(EXCERPTED RECORDS):
--- start ---
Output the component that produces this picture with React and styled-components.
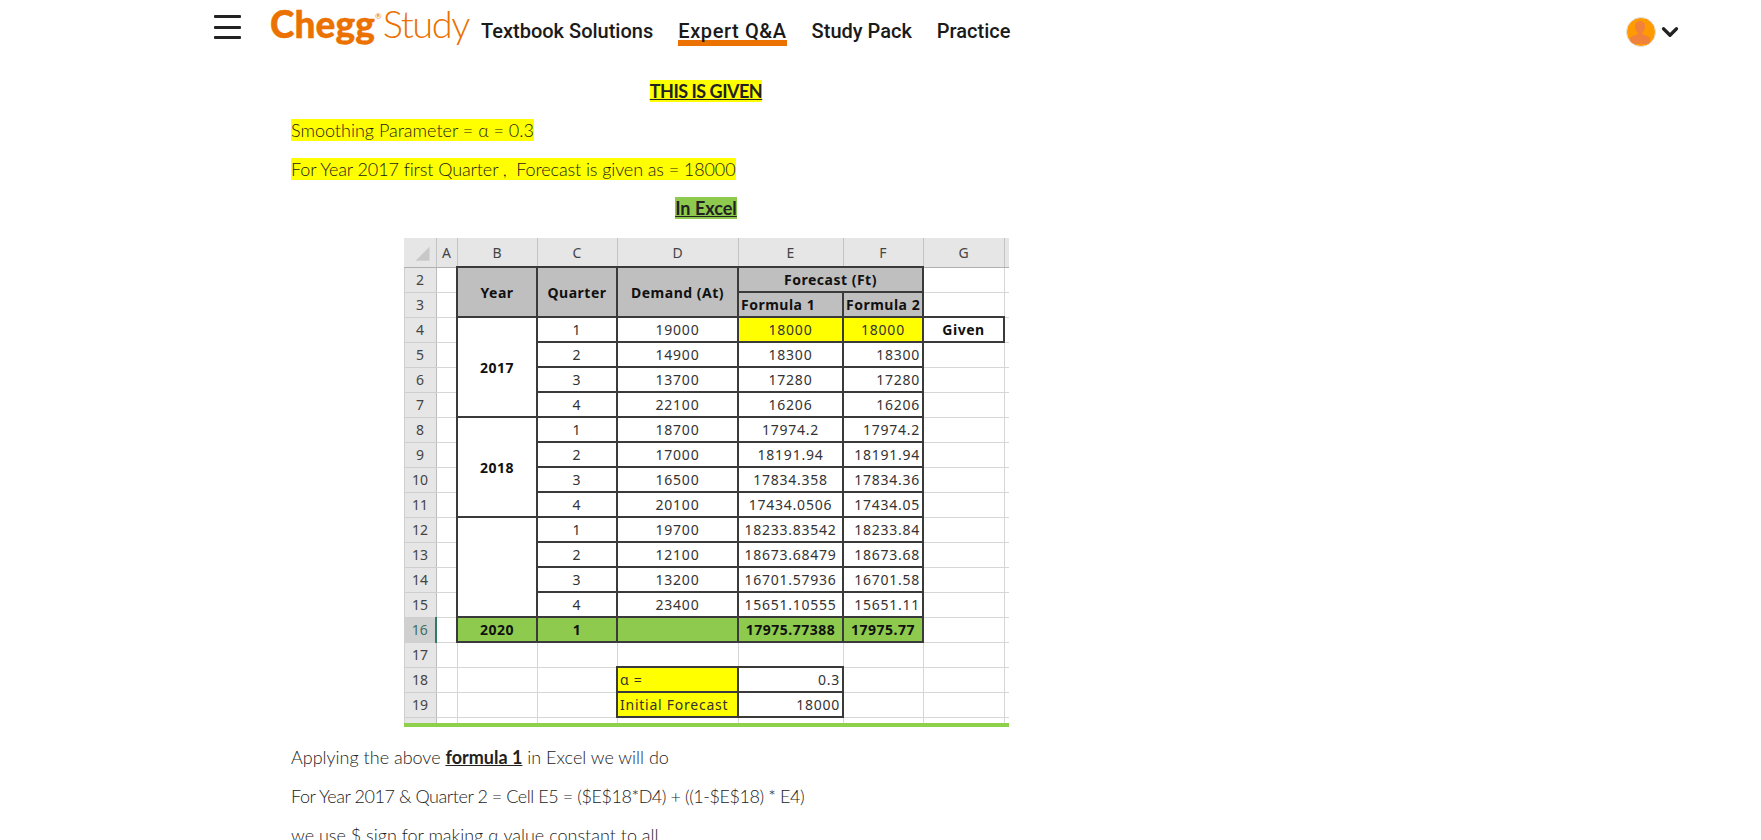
--- end ---
--- start ---
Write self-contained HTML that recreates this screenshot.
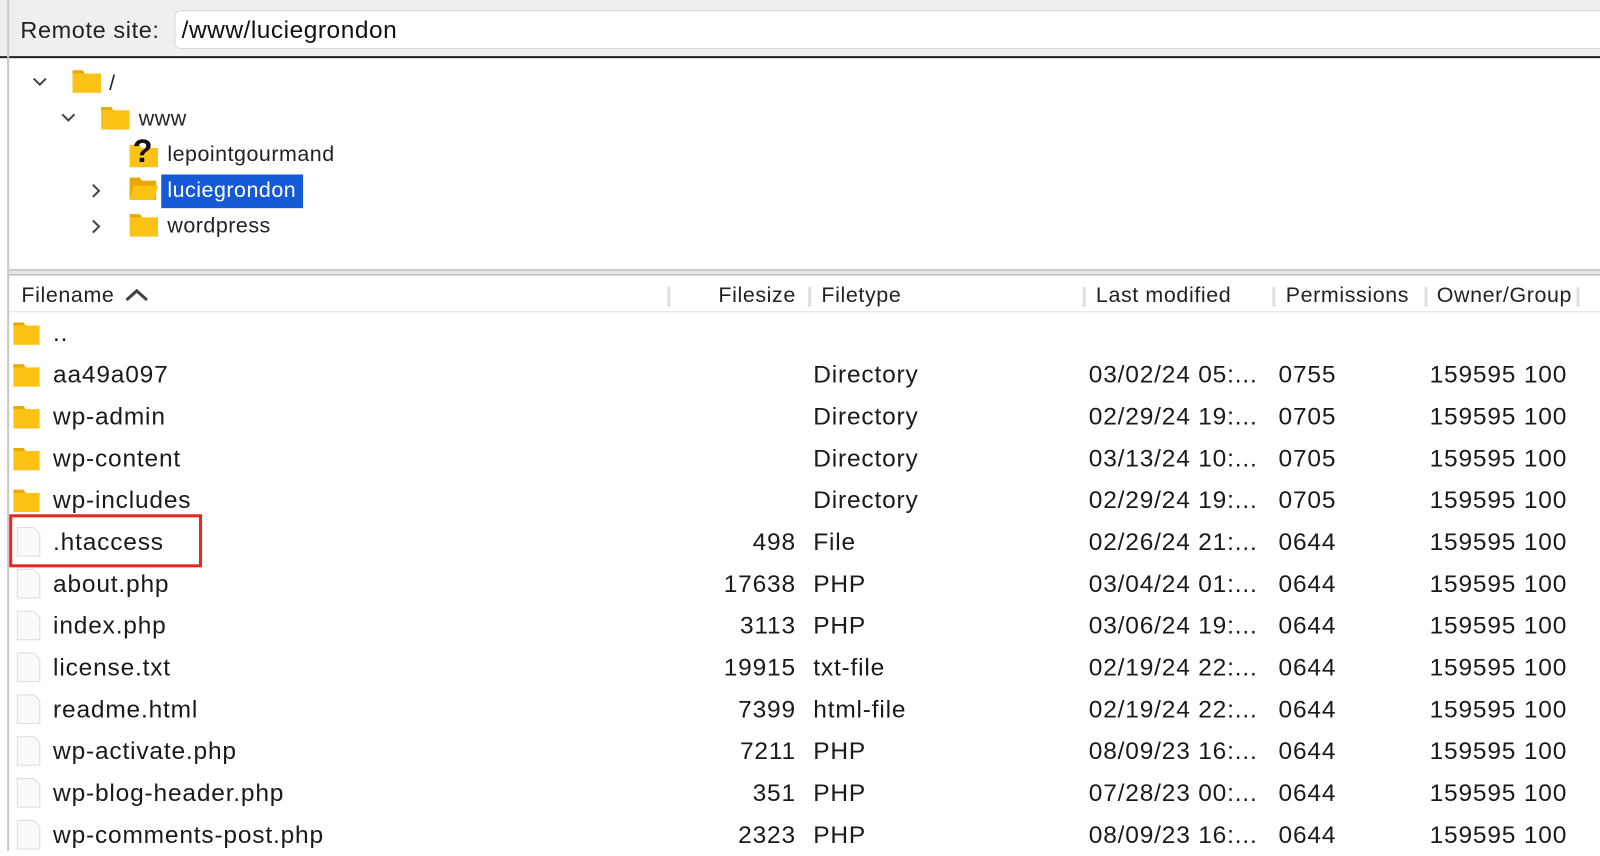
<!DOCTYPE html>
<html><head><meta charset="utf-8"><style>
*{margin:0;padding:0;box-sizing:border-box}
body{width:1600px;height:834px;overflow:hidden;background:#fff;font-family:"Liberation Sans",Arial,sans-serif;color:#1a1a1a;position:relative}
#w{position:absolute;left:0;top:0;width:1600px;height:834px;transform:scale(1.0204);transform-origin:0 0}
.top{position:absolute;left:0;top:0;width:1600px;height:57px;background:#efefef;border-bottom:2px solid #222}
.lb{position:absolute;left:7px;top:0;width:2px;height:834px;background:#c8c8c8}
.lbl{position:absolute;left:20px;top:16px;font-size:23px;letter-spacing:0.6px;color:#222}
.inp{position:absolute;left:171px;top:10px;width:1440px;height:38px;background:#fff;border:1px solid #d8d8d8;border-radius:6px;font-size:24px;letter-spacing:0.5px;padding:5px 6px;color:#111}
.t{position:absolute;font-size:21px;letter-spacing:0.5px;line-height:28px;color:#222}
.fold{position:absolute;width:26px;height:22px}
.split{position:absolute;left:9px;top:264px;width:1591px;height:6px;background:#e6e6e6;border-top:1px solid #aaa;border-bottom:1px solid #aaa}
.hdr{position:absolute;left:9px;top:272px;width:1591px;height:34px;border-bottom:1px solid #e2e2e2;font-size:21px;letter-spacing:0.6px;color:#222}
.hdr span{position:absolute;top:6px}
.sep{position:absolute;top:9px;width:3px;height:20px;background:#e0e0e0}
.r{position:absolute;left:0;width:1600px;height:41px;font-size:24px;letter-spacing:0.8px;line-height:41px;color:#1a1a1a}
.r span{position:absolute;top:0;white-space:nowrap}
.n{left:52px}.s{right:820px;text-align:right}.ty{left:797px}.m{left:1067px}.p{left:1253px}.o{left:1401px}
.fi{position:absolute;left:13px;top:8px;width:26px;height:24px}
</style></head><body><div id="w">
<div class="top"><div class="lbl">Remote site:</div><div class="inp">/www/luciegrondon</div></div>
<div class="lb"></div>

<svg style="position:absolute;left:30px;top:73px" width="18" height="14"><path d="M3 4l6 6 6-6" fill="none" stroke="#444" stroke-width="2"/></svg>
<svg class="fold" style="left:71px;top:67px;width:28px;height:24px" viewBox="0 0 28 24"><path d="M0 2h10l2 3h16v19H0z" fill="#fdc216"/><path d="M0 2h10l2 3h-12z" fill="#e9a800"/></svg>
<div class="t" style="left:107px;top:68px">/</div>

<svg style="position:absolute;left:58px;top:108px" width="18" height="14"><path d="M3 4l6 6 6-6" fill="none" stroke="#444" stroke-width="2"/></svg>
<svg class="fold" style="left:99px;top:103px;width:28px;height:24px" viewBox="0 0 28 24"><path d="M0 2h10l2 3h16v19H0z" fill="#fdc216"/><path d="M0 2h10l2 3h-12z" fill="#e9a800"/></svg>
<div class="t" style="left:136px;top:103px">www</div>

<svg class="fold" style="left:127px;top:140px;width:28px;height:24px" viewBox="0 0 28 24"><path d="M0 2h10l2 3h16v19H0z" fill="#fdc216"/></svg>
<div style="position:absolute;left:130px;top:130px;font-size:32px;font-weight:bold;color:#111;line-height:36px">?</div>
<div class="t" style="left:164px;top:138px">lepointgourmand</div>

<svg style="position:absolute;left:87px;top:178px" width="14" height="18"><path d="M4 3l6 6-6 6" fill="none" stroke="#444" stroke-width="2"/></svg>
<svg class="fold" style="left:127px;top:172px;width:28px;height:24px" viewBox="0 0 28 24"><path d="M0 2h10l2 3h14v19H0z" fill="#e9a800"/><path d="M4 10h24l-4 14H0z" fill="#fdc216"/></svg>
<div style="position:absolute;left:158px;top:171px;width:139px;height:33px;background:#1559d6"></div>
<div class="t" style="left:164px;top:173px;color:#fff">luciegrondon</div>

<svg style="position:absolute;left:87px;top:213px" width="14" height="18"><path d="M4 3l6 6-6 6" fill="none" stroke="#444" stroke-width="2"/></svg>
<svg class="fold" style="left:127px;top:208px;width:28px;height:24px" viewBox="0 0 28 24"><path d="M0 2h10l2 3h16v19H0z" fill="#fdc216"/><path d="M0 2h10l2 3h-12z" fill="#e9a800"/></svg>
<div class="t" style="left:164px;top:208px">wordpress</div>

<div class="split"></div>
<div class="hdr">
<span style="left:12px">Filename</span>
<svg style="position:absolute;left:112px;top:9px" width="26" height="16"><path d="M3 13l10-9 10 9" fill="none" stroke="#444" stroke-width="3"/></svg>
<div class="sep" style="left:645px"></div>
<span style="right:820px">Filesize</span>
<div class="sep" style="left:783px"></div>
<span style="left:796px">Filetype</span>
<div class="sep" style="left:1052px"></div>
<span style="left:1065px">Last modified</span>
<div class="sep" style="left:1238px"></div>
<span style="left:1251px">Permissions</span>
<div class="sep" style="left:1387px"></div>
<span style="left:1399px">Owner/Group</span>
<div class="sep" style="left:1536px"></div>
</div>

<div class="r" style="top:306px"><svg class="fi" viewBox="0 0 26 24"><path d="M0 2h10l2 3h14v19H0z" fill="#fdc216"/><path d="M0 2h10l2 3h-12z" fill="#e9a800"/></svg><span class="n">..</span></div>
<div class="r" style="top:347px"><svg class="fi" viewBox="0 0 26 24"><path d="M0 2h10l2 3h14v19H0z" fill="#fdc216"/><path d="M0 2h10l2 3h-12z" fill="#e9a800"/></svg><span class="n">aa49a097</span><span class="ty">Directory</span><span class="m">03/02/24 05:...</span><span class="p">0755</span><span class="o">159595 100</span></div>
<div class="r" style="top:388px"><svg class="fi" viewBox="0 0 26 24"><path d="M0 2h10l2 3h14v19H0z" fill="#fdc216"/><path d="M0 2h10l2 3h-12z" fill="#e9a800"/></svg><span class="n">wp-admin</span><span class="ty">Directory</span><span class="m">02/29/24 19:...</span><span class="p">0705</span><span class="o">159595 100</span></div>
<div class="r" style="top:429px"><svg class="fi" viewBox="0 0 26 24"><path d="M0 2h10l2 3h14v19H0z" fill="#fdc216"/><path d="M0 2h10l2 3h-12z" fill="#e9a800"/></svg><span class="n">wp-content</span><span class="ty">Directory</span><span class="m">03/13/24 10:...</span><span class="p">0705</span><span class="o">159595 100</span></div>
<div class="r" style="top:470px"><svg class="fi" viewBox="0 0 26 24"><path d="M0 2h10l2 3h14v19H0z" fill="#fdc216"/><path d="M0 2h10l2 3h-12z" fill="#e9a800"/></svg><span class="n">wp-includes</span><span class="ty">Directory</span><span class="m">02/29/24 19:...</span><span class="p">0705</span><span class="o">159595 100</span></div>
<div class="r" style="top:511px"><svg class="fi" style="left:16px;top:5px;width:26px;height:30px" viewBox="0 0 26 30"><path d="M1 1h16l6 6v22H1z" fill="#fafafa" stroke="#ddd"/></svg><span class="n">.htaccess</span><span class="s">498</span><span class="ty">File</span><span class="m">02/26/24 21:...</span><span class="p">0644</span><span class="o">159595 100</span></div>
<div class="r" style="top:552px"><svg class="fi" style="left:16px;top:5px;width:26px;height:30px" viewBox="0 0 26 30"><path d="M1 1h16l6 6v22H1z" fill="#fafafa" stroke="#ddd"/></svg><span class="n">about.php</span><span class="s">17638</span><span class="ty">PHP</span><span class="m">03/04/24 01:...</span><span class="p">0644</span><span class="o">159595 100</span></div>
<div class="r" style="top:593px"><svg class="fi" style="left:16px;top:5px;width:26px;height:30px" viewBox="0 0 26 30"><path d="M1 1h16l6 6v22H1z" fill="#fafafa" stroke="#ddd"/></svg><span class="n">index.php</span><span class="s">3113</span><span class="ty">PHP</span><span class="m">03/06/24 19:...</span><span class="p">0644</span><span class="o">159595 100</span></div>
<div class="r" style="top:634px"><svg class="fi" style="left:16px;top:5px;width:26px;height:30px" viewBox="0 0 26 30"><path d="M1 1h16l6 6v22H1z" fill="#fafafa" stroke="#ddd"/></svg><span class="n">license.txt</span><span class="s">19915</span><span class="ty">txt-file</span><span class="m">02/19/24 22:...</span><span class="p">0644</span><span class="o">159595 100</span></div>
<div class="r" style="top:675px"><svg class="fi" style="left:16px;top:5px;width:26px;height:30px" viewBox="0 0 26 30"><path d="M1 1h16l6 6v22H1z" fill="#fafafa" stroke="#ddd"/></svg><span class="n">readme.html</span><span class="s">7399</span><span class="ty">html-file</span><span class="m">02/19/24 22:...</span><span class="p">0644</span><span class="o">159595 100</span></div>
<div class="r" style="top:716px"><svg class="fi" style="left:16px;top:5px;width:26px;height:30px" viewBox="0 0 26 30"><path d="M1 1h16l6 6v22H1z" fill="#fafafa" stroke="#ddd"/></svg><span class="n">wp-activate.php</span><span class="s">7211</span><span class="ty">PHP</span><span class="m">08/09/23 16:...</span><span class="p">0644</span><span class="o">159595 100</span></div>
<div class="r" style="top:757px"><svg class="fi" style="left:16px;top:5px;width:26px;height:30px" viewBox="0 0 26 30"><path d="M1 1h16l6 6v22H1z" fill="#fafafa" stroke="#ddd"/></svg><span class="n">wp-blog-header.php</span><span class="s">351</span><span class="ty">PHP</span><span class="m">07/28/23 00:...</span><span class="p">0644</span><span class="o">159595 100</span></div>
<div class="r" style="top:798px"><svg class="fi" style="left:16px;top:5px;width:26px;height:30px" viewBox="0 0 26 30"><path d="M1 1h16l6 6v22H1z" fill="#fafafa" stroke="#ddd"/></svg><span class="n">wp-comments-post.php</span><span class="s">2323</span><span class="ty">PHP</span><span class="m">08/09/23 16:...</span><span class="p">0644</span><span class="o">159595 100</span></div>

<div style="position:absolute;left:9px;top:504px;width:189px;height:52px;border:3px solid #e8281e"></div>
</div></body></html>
--- end ---
--- start ---
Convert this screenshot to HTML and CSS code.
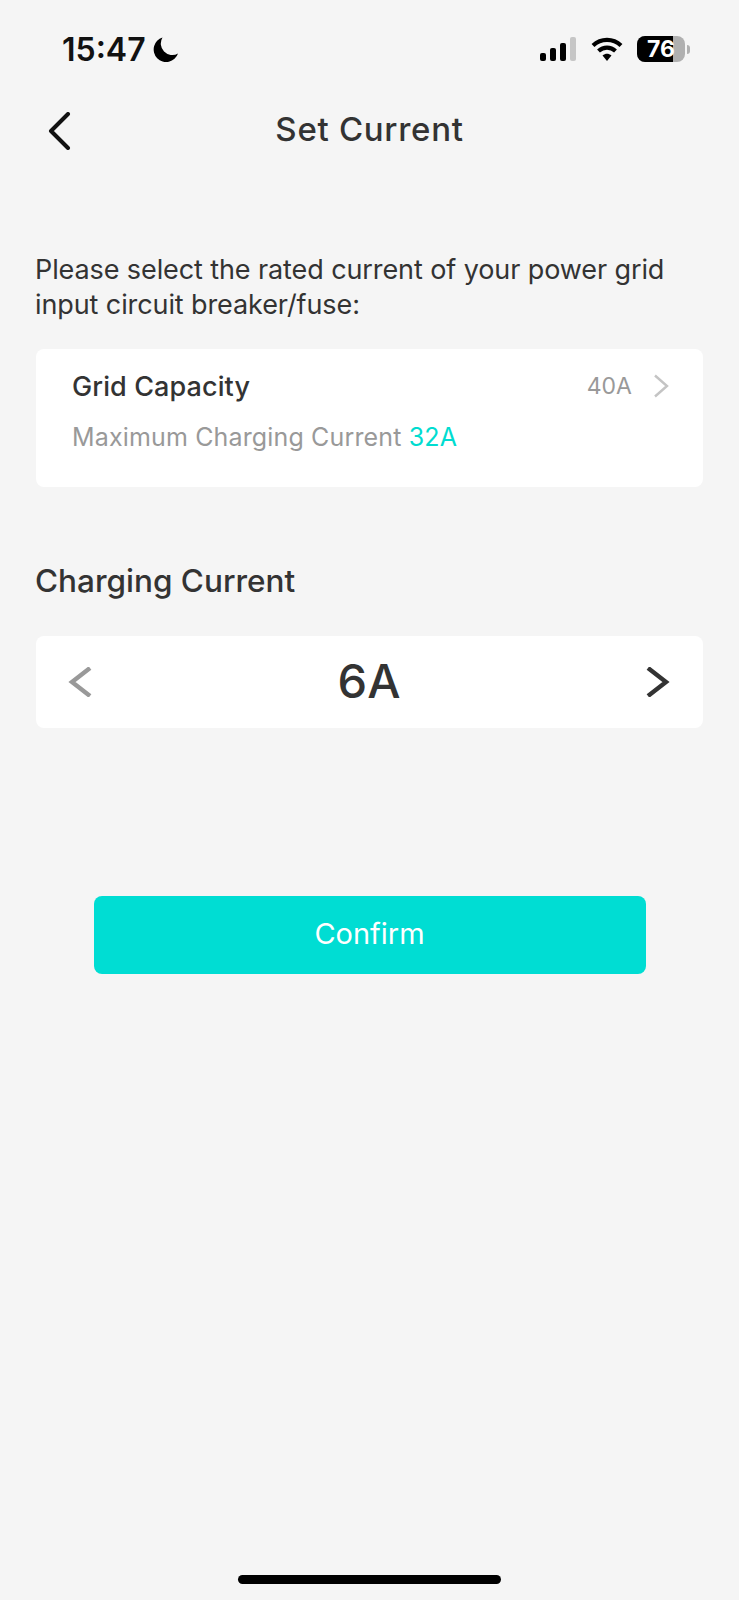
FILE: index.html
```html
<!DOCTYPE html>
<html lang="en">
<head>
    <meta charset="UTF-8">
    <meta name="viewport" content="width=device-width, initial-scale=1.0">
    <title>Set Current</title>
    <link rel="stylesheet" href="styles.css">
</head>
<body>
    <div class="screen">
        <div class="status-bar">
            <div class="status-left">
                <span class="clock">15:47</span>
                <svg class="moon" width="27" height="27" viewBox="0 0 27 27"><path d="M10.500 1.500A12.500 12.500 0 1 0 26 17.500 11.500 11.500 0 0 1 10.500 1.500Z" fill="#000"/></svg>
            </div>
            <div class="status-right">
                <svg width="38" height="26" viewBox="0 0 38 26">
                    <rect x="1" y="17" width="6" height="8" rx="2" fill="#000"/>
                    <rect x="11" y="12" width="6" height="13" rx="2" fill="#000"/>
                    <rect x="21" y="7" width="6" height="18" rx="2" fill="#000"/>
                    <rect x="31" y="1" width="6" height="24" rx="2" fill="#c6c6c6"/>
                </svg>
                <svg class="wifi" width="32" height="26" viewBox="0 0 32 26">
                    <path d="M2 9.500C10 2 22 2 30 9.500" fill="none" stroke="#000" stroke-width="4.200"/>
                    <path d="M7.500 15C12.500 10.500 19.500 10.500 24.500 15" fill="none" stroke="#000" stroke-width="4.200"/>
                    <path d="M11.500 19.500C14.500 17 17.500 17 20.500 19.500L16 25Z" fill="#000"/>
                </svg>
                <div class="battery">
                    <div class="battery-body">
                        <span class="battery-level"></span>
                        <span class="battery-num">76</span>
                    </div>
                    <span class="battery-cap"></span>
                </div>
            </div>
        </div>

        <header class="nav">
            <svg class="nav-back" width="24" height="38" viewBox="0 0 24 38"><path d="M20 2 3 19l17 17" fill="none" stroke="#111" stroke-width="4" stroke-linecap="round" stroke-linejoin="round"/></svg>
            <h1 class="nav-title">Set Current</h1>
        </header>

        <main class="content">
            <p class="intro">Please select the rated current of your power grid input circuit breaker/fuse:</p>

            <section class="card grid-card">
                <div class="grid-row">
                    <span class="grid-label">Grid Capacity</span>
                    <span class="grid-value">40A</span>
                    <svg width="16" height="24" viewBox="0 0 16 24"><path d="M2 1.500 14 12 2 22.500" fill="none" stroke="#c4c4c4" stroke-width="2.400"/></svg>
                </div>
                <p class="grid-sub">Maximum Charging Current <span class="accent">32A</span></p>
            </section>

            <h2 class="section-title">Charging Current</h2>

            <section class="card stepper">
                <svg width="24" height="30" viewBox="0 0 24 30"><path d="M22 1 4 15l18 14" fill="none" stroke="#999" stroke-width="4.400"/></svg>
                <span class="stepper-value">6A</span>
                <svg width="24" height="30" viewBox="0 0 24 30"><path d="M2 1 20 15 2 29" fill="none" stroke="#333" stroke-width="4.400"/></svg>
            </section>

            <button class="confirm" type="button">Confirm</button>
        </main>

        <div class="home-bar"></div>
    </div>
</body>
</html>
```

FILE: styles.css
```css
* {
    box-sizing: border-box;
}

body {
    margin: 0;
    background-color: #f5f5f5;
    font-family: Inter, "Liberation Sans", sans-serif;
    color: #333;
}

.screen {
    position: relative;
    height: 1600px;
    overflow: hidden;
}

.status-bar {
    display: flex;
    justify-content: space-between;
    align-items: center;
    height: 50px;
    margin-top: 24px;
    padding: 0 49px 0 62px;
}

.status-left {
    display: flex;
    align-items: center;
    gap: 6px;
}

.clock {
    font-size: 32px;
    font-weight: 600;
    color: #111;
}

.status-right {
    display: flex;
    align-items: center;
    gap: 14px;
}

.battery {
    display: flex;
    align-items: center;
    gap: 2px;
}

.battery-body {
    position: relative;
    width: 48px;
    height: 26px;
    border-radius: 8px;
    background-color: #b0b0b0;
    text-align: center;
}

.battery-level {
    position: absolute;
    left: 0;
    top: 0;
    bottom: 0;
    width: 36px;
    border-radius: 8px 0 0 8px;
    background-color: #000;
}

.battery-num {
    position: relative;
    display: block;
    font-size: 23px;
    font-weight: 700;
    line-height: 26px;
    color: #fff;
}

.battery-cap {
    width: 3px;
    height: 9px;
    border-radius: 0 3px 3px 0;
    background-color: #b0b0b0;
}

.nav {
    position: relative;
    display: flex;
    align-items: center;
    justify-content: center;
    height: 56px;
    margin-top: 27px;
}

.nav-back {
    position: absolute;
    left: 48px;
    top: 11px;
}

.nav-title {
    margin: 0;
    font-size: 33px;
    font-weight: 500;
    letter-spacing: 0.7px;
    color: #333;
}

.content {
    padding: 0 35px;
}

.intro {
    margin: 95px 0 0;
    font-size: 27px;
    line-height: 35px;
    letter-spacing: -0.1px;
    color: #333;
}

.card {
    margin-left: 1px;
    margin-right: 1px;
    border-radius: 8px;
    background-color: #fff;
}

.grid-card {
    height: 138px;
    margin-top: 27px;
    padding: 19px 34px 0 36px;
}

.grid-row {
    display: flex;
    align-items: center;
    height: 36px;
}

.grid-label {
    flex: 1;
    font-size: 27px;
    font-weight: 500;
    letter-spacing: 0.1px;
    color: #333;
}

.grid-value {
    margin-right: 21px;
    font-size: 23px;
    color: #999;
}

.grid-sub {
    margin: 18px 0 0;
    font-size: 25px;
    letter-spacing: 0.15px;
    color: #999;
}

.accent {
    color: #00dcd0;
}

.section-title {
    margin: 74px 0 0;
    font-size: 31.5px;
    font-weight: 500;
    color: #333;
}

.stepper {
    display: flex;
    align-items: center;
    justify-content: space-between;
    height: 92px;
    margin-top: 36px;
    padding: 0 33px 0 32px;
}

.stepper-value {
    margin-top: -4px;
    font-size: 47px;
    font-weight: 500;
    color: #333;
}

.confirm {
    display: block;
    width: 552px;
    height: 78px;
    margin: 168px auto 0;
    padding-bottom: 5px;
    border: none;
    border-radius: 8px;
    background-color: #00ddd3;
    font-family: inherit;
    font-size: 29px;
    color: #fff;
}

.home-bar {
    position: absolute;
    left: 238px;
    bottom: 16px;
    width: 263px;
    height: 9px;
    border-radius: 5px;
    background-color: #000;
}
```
--- end ---
(PROBLEM TO SOLVE):
Find each line with the string "this" and copy it out.

(OUTPUT):
Output the component that produces this picture with React and styled-components.
Write self-contained HTML that recreates this screenshot.
Convert this screenshot to HTML and CSS code.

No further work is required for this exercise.